● **PROBLEM DETAILS**
Leaving out every picture, retype the lines below from the top through the one that contains "const open = (name: string): Module".
-- Start DATA PROVIDED --
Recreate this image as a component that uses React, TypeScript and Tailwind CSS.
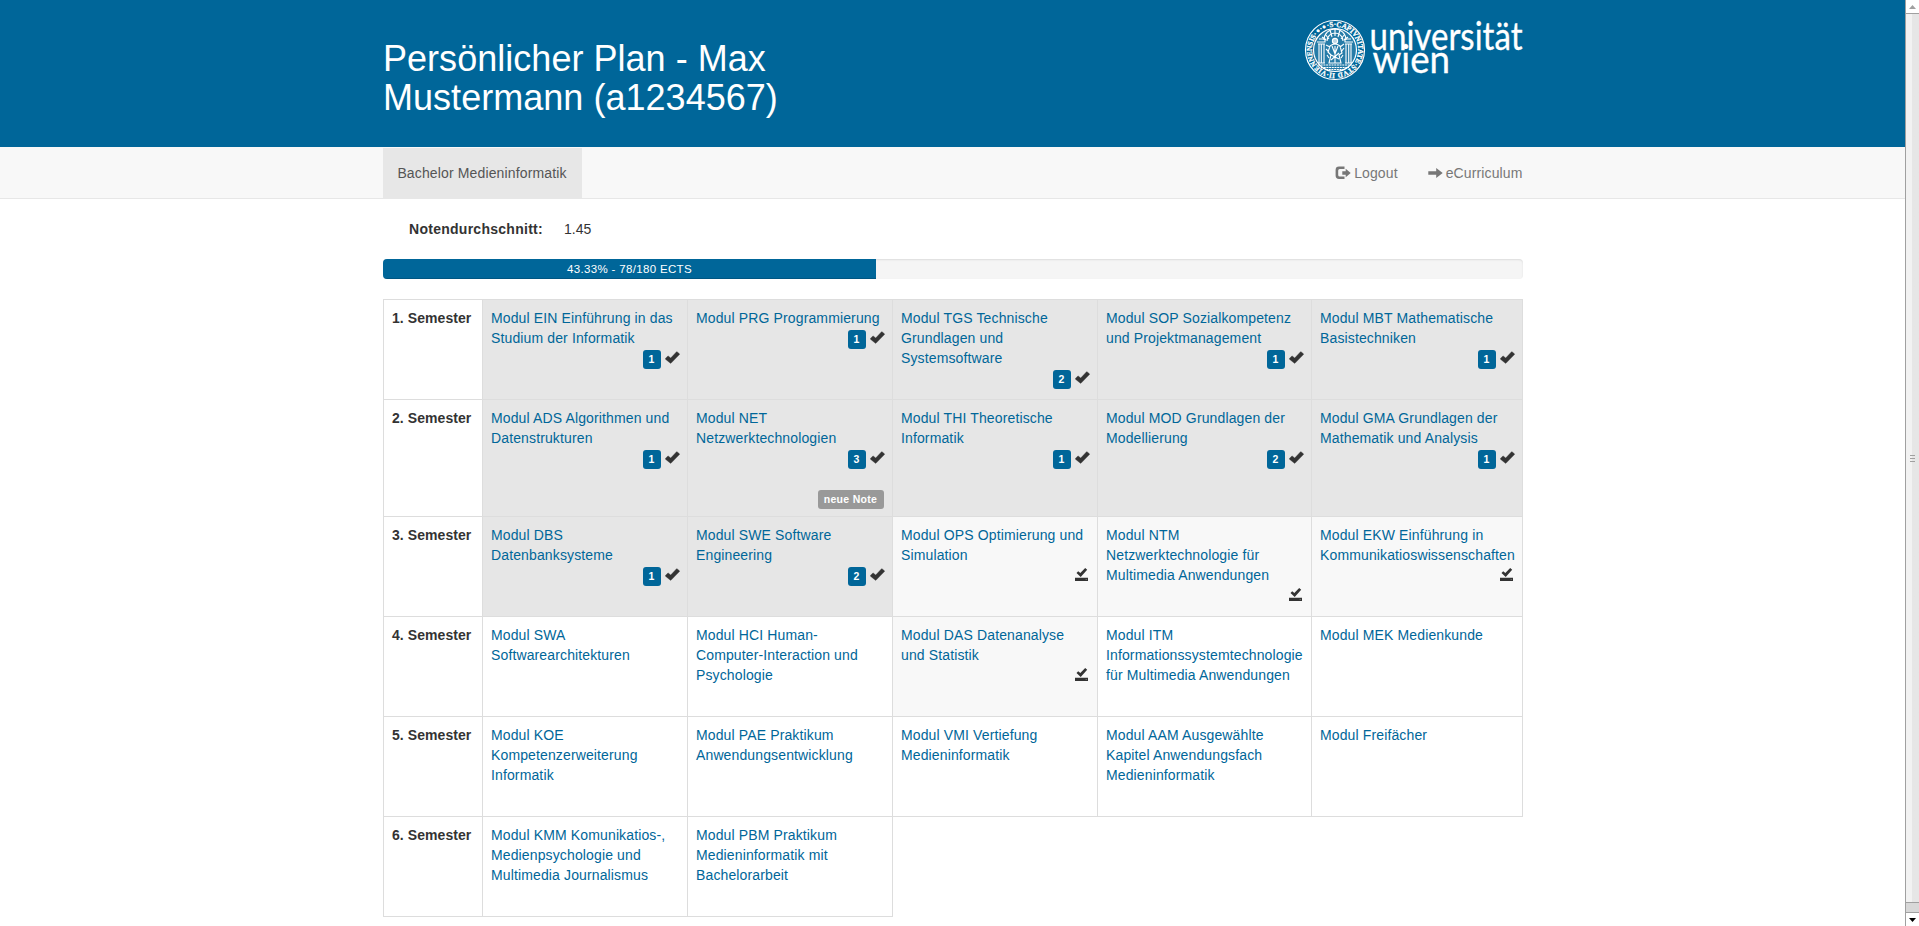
import React from "react";

type Status = "done" | "registered" | "open";

interface Module {
  name: string;
  status: Status;
  grade?: number;
  isNew?: boolean;
}

const done = (name: string, grade: number, isNew = false): Module => ({ name, status: "done", grade, isNew });
const registered = (name: string): Module => ({ name, status: "registered" });
const open = (name: string): Module => ({ name, status: "open" });

const semesters: Module[][] = [
  [
    done("Modul EIN Einführung in das Studium der Informatik", 1),
    done("Modul PRG Programmierung", 1),
    done("Modul TGS Technische Grundlagen und Systemsoftware", 2),
    done("Modul SOP Sozialkompetenz und Projektmanagement", 1),
    done("Modul MBT Mathematische Basistechniken", 1),
  ],
  [
    done("Modul ADS Algorithmen und Datenstrukturen", 1),
    done("Modul NET Netzwerktechnologien", 3, true),
    done("Modul THI Theoretische Informatik", 1),
    done("Modul MOD Grundlagen der Modellierung", 2),
    done("Modul GMA Grundlagen der Mathematik und Analysis", 1),
  ],
  [
    done("Modul DBS Datenbanksysteme", 1),
    done("Modul SWE Software Engineering", 2),
    registered("Modul OPS Optimierung und Simulation"),
    registered("Modul NTM Netzwerktechnologie für Multimedia Anwendungen"),
    registered("Modul EKW Einführung in Kommunikatioswissenschaften"),
  ],
  [
    open("Modul SWA Softwarearchitekturen"),
    open("Modul HCI Human-Computer-Interaction und Psychologie"),
    registered("Modul DAS Datenanalyse und Statistik"),
    open("Modul ITM Informationssystemtechnologie für Multimedia Anwendungen"),
    open("Modul MEK Medienkunde"),
  ],
  [
    open("Modul KOE Kompetenzerweiterung Informatik"),
    open("Modul PAE Praktikum Anwendungsentwicklung"),
    open("Modul VMI Vertiefung Medieninformatik"),
    open("Modul AAM Ausgewählte Kapitel Anwendungsfach Medieninformatik"),
    open("Modul Freifächer"),
  ],
  [
    open("Modul KMM Komunikatios-, Medienpsychologie und Multimedia Journalismus"),
    open("Modul PBM Praktikum Medieninformatik mit Bachelorarbeit"),
  ],
];

const cellBackground: Record<Status, string> = {
  done: "bg-[#e6e6e6]",
  registered: "bg-[#f8f8f8]",
  open: "bg-white",
};

function CheckIcon() {
  return (
    <svg className="-mr-px mt-[3px] h-[13px] w-[15px]" viewBox="0 0 15 13" fill="#333" stroke="#333" strokeWidth=".4">
      <path d="M.5 7.4 2.7 5.200q.4-.3.8 0L5.700 7.100 11.400.9q.4-.4.8 0l2.200 1.900q.4.4 0 .8L6.100 12.100q-.5.4-.9 0L.5 8.200q-.3-.4 0-.8z" />
    </svg>
  );
}

function SavedIcon() {
  return (
    <svg className="mr-px mt-[3px] h-[14px] w-[13px]" viewBox="0 0 13 14" fill="#333">
      <path d="M1.500 5 3.200 3.200 5.300 4.900 10.200 0 12.200 1.800 5.700 9zM0 9.700h13V13H0z" />
      <path d="M10.6 10.900h1.300v.8h-1.300z" fill="#888" />
    </svg>
  );
}

function LogoutIcon() {
  return (
    <svg className="h-[14px] w-[16px]" viewBox="0 0 16 14" fill="#777">
      <path d="M9.5 .6H4Q.6.6.6 4v5.6Q.6 13 4 13h5.5v-2.400H4.700q-1.500 0-1.500-1.500V4.500q0-1.500 1.500-1.500h4.800z" />
      <path d="M7.300 5.200h3.400V2.800l5 4.200-5 4.200V8.800H7.300z" />
    </svg>
  );
}

function ArrowIcon() {
  return (
    <svg className="h-[14px] w-[15px]" viewBox="0 0 15 14" fill="#777">
      <path d="M.3 5.200h7.900V1.900l6.500 5.100-6.500 5.100V8.800H.3z" />
    </svg>
  );
}

function Seal() {
  return (
    <svg className="h-[62px] w-[62px]" viewBox="0 0 62 62" fill="none" stroke="#fff">
      <defs>
        <path id="ring" d="M31 54.200A23.200 23.200 0 1 1 31.100 54.200" />
      </defs>
      <circle cx="31" cy="31" r="29.500" strokeWidth="1.200" />
      <circle cx="31" cy="31" r="21.500" strokeWidth="1.200" fill="#fff" fillOpacity=".15" />
      <text
        fill="#fff"
        stroke="#fff"
        strokeWidth=".3"
        className="font-['Liberation_Serif',serif] text-[7.5px] font-bold"
      >
        <textPath href="#ring" textLength="143" lengthAdjust="spacingAndGlyphs">
          II·VIENNENSIS·∘·∘·S·CAPIVNITATE·STVD
        </textPath>
      </text>
      <g strokeWidth="1.100">
        <path d="M14 25h7M14 44h7M41 25h7M41 44h7M15 25v19M17.300 25v19M20 25v19M42 25v19M44.700 25v19M47 25v19M13 23h8v-3h-6M49 23h-8v-3h6" />
        <path d="M20 21a11 11 0 0 1 22 0M23 22a8 8 0 0 1 16 0M31 10v7M26 11l2 7M36 11l-2 7M21 15l4 5M41 15l-4 5M18 18l4 3M44 18l-4 3" />
        <circle cx="31" cy="22" r="2.600" fill="#fff" fillOpacity=".7" />
        <path d="M26 27q5-4 10 0l2 7-3 2 2 8H25l2-8-3-3zM28 27l3 8 3-8M27 36l8 4M35 34l-8 7M31 27v17M22 30l3 3M40 29l-3 4M23 36l2 3M39 36l-2 3M22 26l4 2M40 25l-4 3" />
        <path d="M14 46h34M17 48.500h28M22 50.500h18" strokeDasharray="2 .7" />
      </g>
    </svg>
  );
}

function Logo() {
  return (
    <div className="-mr-[6px] mt-[19px] flex items-start">
      <Seal />
      <svg
        className="h-[62px] w-[163px] font-['Lato',sans-serif] text-[38px]"
        viewBox="-6 0 163 62"
        fill="#fff"
        stroke="#fff"
        strokeWidth=".3"
      >
        <text x="-2.500" y="31" textLength="153" lengthAdjust="spacingAndGlyphs">
          universität
        </text>
        <text x=".5" y="53.500" textLength="77.500" lengthAdjust="spacingAndGlyphs">
          wien
        </text>
      </svg>
    </div>
  );
}

function Label({ children, className }: { children: React.ReactNode; className: string }) {
  return (
    <span
      className={`mt-[2px] flex h-[19px] items-center justify-center rounded-[3px] text-[10.5px] leading-none font-bold text-white ${className}`}
    >
      {children}
    </span>
  );
}

function ModuleCell({ module }: { module: Module }) {
  return (
    <td className={`border border-[#ddd] pt-2 pr-2 pl-[8.5px] align-top ${cellBackground[module.status]}`}>
      <a className="block tracking-[0.13px] text-[#069]">{module.name}</a>
      {module.status === "done" && (
        <div className="flex h-5 items-start justify-end gap-[4px]">
          <Label className="w-[18px] bg-[#069]">{module.grade}</Label>
          <CheckIcon />
        </div>
      )}
      {module.status === "registered" && (
        <div className="flex h-5 items-start justify-end">
          <SavedIcon />
        </div>
      )}
      {module.isNew && (
        <div className="mt-5 flex h-5 justify-end">
          <Label className="w-[66px] bg-[#999] tracking-[0.3px]">neue Note</Label>
        </div>
      )}
    </td>
  );
}

function Scrollbar() {
  return (
    <div className="flex w-[14px] flex-col border-l border-[#a0a0a0] bg-white">
      <div className="flex h-[14px] items-center justify-center border-b border-[#a0a0a0]">
        <svg className="h-1 w-[7px]" viewBox="0 0 7 4" fill="#a0a0a0">
          <path d="M0 4 3.500 0 7 4z" />
        </svg>
      </div>
      <div className="flex flex-1 items-center justify-center bg-linear-to-r from-[#f2f2f2] from-50% to-[#e6e6e6] to-50%">
        <div className="flex flex-col gap-[2px]">
          <div className="h-px w-[5px] bg-[#a0a0a0]" />
          <div className="h-px w-[5px] bg-[#a0a0a0]" />
          <div className="h-px w-[5px] bg-[#a0a0a0]" />
        </div>
      </div>
      <div className="h-[11px] border-y border-[#a0a0a0] bg-[#d8d8d8]" />
      <div className="flex h-[13px] items-center justify-center">
        <svg className="h-1 w-[7px]" viewBox="0 0 7 4" fill="#000">
          <path d="M0 0h7L3.500 4z" />
        </svg>
      </div>
    </div>
  );
}

export default function App() {
  return (
    <div className="flex h-[926px] w-[1919px] overflow-hidden bg-white font-['Liberation_Sans',Arial,sans-serif] text-sm leading-5 text-[#333]">
      <div className="w-[1905px]">
        <header className="h-[147px] bg-[#069]">
          <div className="mx-auto flex w-[1140px] justify-between">
            <h1 className="mt-[39px] w-[440px] pl-[0.5px] text-[36px] leading-[39px] tracking-[0.03px] text-white">
              Persönlicher Plan - Max Mustermann (a1234567)
            </h1>
            <Logo />
          </div>
        </header>
        <nav className="h-[52px] border-b border-[#e7e7e7] bg-[#f8f8f8] pt-px">
          <div className="mx-auto flex h-[50px] w-[1140px] items-center justify-between tracking-[0.12px] text-[#777]">
            <a className="flex h-full w-[199px] items-center justify-center bg-[#e7e7e7] tracking-[0.14px] text-[#555]">
              Bachelor Medieninformatik
            </a>
            <div className="flex gap-[30px]">
              <a className="flex items-center gap-[3px]">
                <LogoutIcon />
                Logout
              </a>
              <a className="flex items-center gap-[3px]">
                <ArrowIcon />
                eCurriculum
              </a>
            </div>
          </div>
        </nav>
        <main className="mx-auto w-[1140px]">
          <div className="flex gap-[21px] pt-5 pl-[26.5px]">
            <strong className="tracking-[0.27px]">Notendurchschnitt:</strong>
            <span>1.45</span>
          </div>
          <div className="mt-5 h-5 overflow-hidden rounded bg-[#f5f5f5] shadow-[inset_0_1px_2px_rgba(0,0,0,0.1)]">
            <div className="h-full w-[43.33%] bg-[#069] text-center text-[11.5px] leading-5 tracking-[0.33px] text-white shadow-[inset_0_-1px_0_rgba(0,0,0,0.15)]">
              43.33% - 78/180 ECTS
            </div>
          </div>
          <table className="mt-5 w-[1139px] table-fixed border-collapse">
            <colgroup>
              <col className="w-[99px]" />
              <col className="w-[205px]" />
              <col className="w-[205px]" />
              <col className="w-[205px]" />
              <col className="w-[214px]" />
              <col className="w-[211px]" />
            </colgroup>
            <tbody>
              {semesters.map((modules, i) => (
                <tr key={i} className={i === 1 ? "h-[117px]" : "h-[100px]"}>
                  <th className="border border-[#ddd] pt-2 pl-[8.5px] text-left align-top font-bold tracking-[0.07px] whitespace-nowrap">
                    {i + 1}. Semester
                  </th>
                  {modules.map((module) => (
                    <ModuleCell key={module.name} module={module} />
                  ))}
                </tr>
              ))}
            </tbody>
          </table>
        </main>
      </div>
      <Scrollbar />
    </div>
  );
}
-- End DATA PROVIDED --
● **SOLVED PROBLEM**
Recreate this image as a component that uses React, TypeScript and Tailwind CSS.
import React from "react";

type Status = "done" | "registered" | "open";

interface Module {
  name: string;
  status: Status;
  grade?: number;
  isNew?: boolean;
}

const done = (name: string, grade: number, isNew = false): Module => ({ name, status: "done", grade, isNew });
const registered = (name: string): Module => ({ name, status: "registered" });
const open = (name: string): Module => ({ name, status: "open" });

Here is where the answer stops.